Code that builds pages
- - - - -
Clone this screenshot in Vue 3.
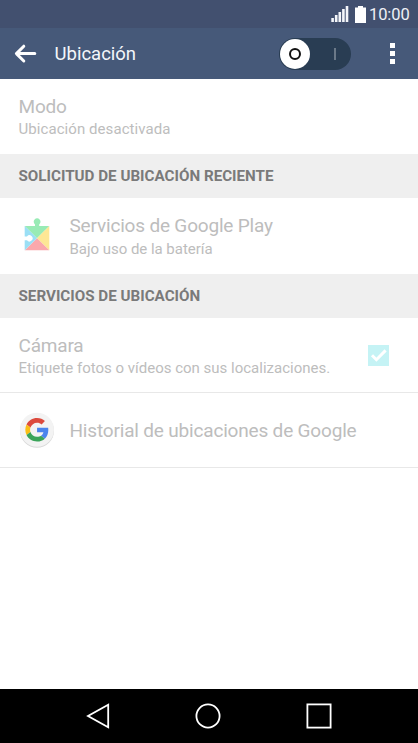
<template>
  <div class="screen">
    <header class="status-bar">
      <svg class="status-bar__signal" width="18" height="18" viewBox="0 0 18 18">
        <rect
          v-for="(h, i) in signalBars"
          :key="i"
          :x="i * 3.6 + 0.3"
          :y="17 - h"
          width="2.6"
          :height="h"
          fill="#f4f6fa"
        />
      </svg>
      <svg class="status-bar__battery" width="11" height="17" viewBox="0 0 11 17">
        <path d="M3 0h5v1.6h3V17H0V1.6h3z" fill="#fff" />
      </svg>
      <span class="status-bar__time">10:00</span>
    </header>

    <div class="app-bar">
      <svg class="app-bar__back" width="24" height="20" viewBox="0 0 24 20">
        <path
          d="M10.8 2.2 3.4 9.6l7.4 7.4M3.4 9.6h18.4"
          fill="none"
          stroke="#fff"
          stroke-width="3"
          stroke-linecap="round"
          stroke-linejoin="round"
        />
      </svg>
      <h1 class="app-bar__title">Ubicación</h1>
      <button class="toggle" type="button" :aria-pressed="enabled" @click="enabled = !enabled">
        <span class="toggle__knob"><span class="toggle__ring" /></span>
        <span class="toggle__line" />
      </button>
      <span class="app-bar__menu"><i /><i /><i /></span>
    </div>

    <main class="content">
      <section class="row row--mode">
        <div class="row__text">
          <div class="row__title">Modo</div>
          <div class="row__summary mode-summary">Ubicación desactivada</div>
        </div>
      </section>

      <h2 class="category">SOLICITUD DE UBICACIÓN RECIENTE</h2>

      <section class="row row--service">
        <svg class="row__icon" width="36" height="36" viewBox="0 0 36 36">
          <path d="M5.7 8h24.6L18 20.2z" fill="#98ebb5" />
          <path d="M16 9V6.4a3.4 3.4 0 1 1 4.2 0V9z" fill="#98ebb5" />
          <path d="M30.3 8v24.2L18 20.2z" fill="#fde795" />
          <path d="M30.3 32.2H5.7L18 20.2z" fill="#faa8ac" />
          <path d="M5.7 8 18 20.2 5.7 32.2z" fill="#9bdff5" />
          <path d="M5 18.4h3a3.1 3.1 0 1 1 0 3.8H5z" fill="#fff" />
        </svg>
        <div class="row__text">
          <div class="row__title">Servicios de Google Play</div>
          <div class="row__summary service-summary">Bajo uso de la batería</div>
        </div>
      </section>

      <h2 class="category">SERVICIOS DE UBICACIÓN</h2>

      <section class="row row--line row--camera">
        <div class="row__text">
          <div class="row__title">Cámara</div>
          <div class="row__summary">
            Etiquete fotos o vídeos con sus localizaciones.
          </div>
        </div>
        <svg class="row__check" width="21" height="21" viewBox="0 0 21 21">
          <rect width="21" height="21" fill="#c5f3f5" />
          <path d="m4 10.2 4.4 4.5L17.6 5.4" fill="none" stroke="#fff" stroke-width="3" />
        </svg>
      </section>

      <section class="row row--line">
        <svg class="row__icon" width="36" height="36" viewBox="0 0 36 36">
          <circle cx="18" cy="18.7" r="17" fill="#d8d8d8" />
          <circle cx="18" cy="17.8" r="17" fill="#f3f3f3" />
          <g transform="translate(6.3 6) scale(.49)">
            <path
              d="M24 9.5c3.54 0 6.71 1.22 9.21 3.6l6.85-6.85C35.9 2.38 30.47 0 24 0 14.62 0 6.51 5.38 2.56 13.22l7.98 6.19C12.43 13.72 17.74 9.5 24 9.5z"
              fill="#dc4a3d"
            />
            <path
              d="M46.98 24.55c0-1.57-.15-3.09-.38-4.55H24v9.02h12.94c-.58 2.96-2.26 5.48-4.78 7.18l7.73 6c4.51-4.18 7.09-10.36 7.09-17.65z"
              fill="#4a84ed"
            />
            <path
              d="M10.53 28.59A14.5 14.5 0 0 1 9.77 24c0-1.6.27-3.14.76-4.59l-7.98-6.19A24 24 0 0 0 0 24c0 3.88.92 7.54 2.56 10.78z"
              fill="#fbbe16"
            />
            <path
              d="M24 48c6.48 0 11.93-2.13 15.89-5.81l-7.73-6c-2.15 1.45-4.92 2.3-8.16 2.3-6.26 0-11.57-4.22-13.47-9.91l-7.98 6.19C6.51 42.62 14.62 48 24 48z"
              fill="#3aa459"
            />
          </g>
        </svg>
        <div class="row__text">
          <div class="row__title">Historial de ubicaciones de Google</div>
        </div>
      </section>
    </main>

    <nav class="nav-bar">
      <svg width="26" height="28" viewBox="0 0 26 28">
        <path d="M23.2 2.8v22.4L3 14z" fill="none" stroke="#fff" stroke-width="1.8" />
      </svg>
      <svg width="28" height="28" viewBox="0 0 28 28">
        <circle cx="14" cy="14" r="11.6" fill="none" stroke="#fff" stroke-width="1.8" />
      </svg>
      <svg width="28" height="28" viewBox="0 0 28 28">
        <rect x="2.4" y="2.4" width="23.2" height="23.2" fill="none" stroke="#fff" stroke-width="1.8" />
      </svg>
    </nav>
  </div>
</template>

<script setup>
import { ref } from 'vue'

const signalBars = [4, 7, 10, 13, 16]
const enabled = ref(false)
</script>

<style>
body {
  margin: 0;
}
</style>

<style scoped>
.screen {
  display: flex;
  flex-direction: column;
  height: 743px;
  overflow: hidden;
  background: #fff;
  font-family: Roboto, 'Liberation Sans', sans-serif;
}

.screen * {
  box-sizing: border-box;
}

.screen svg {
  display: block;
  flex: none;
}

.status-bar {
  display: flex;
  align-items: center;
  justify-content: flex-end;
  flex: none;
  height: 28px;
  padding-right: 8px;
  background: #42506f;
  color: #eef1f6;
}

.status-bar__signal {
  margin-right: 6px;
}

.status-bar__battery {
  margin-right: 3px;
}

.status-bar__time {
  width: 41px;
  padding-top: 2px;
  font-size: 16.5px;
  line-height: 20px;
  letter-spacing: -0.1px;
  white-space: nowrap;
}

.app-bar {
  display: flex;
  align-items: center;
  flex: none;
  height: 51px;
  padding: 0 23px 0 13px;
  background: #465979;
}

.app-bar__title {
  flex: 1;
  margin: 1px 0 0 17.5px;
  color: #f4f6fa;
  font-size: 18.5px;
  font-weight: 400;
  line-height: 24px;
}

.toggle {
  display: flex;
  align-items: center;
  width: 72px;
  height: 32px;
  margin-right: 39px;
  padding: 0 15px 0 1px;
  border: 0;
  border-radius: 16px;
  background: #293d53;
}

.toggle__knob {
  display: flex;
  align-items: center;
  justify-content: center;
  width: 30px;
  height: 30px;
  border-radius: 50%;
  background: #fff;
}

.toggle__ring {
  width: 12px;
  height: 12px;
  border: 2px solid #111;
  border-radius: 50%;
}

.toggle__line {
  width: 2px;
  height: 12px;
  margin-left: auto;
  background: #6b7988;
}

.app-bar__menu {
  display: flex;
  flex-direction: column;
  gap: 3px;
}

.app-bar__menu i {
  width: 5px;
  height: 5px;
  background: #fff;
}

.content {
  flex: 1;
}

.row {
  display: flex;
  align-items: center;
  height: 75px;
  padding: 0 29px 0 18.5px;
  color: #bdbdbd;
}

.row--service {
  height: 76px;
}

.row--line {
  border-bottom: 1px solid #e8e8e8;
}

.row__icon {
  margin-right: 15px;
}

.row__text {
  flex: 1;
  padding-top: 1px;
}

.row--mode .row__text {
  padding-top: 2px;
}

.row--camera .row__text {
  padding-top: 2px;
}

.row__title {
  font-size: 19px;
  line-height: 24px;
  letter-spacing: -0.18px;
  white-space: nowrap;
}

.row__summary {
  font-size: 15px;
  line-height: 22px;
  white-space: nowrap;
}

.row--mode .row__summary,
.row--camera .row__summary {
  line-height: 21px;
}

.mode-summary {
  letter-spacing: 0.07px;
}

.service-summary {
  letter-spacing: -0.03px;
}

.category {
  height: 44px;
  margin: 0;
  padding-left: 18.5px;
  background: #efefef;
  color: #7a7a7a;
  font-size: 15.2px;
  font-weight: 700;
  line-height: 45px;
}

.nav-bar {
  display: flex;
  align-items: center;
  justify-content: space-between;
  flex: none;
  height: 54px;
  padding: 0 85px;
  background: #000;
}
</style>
- - - - -
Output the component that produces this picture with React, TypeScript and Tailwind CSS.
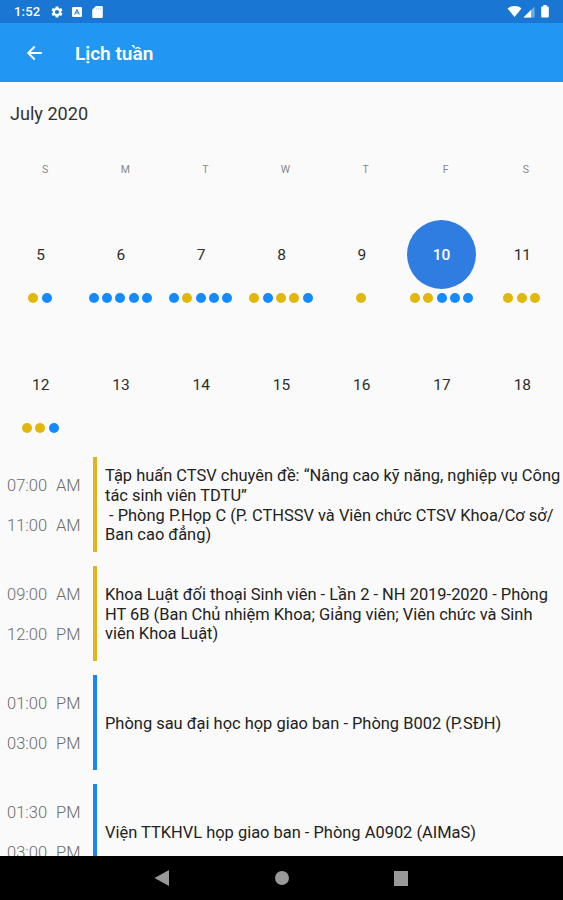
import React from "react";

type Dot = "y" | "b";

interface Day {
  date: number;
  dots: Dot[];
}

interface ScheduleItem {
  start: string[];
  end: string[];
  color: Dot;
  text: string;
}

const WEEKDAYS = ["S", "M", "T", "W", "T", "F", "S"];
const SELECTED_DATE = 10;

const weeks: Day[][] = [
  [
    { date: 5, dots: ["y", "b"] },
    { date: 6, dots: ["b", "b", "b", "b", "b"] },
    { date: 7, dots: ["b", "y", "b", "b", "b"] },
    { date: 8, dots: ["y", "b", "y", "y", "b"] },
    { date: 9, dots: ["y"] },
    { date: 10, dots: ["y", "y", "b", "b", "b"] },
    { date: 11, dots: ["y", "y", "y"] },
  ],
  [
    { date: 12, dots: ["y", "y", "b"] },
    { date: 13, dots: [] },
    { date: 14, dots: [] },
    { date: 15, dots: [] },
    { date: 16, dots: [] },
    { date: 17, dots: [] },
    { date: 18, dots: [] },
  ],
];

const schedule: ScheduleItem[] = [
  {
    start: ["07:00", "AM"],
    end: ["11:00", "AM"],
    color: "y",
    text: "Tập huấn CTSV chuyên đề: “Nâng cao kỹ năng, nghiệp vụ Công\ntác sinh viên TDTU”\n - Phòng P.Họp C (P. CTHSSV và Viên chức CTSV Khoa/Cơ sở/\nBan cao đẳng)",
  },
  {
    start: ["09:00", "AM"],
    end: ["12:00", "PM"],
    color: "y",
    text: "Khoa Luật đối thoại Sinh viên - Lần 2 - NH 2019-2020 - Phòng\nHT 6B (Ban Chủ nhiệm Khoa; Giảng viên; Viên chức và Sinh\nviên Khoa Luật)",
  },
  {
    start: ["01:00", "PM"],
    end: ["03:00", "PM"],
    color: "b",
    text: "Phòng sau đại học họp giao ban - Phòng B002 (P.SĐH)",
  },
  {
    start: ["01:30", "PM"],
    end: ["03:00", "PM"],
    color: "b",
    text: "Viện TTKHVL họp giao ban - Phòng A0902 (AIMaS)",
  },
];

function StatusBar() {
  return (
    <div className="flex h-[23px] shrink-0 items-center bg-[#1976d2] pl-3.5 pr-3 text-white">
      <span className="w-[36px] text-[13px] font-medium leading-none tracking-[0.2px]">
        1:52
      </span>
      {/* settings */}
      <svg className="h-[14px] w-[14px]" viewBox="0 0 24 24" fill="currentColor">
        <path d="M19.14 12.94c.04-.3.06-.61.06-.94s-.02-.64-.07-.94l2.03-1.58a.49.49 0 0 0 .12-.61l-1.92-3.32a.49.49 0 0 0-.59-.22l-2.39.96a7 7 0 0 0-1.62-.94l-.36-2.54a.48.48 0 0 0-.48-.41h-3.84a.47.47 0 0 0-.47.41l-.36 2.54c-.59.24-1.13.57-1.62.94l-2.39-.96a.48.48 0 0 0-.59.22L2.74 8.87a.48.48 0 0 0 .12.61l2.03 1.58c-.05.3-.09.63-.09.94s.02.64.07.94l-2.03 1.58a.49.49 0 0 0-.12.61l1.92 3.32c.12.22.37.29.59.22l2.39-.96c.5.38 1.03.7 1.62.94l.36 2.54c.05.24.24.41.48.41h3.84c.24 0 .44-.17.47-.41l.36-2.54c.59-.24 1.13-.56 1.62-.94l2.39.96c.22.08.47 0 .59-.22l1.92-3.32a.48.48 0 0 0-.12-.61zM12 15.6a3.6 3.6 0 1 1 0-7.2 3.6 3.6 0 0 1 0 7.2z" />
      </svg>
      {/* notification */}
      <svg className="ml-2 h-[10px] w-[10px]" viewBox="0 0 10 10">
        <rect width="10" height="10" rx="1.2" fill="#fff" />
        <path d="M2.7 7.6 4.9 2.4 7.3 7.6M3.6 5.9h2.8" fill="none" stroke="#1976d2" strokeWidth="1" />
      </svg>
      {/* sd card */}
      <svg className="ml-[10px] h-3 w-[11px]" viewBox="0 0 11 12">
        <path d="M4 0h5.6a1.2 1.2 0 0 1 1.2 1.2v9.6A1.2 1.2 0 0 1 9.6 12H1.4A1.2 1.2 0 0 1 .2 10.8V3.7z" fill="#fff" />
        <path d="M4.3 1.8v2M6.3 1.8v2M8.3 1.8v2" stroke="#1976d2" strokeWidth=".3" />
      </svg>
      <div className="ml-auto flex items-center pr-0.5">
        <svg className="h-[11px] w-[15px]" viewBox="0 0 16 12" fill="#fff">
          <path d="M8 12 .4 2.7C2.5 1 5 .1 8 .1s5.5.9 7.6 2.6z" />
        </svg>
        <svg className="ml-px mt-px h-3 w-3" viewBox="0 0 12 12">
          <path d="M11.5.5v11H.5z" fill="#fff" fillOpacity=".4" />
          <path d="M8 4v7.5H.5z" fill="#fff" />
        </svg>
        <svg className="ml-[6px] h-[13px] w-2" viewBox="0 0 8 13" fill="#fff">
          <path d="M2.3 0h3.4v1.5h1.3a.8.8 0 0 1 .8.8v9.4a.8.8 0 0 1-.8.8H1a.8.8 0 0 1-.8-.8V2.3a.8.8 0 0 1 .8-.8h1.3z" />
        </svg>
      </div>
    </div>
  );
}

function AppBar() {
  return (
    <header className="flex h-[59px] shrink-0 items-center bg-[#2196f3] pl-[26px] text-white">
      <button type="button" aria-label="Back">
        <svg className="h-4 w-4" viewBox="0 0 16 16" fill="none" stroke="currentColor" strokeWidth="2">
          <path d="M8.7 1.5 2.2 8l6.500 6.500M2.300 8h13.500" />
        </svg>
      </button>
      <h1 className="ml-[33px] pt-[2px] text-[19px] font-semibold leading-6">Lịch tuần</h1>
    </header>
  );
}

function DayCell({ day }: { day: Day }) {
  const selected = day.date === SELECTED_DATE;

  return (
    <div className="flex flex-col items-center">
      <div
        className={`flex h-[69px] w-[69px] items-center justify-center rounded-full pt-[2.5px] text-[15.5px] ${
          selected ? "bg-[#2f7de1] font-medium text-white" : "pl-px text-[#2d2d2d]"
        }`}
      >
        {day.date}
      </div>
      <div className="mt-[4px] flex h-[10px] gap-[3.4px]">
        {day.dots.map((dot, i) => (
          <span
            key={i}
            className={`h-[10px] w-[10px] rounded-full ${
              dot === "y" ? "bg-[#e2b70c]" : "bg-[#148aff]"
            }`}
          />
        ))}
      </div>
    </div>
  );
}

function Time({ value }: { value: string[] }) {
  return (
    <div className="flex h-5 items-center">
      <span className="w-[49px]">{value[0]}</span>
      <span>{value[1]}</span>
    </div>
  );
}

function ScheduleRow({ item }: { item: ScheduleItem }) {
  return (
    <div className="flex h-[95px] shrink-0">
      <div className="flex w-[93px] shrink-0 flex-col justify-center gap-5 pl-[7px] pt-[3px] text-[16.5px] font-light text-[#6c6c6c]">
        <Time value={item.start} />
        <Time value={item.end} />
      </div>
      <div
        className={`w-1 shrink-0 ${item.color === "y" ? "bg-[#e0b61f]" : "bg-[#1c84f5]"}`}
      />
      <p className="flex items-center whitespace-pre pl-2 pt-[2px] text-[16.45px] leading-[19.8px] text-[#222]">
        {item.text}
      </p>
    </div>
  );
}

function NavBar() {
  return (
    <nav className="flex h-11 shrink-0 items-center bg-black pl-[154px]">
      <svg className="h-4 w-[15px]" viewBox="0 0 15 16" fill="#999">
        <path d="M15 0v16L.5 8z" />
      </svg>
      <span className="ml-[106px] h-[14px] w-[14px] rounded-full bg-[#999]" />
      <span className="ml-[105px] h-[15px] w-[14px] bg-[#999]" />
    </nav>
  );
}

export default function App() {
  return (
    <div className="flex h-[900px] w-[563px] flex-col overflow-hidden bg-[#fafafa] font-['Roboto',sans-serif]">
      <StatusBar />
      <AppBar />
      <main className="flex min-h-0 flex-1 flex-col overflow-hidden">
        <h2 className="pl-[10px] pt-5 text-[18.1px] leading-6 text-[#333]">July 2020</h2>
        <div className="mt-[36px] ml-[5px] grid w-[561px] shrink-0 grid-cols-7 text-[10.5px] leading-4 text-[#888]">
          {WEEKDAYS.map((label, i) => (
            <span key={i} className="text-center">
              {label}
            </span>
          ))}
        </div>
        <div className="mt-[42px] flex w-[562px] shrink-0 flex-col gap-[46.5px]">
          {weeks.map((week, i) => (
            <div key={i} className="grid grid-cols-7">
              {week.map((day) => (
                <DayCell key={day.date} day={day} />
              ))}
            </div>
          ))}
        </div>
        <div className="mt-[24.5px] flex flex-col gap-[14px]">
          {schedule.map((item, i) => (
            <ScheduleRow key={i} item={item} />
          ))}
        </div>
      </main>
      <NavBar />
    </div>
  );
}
- - - - -
The request
Starting at the line that contains "Output the component" and ending at the line that contains "const SELECTED_DATE = 10;", give the lines again exactly. Do not include the pictures.

Answer in full
Output the component that produces this picture with React, TypeScript and Tailwind CSS.
import React from "react";

type Dot = "y" | "b";

interface Day {
  date: number;
  dots: Dot[];
}

interface ScheduleItem {
  start: string[];
  end: string[];
  color: Dot;
  text: string;
}

const WEEKDAYS = ["S", "M", "T", "W", "T", "F", "S"];
const SELECTED_DATE = 10;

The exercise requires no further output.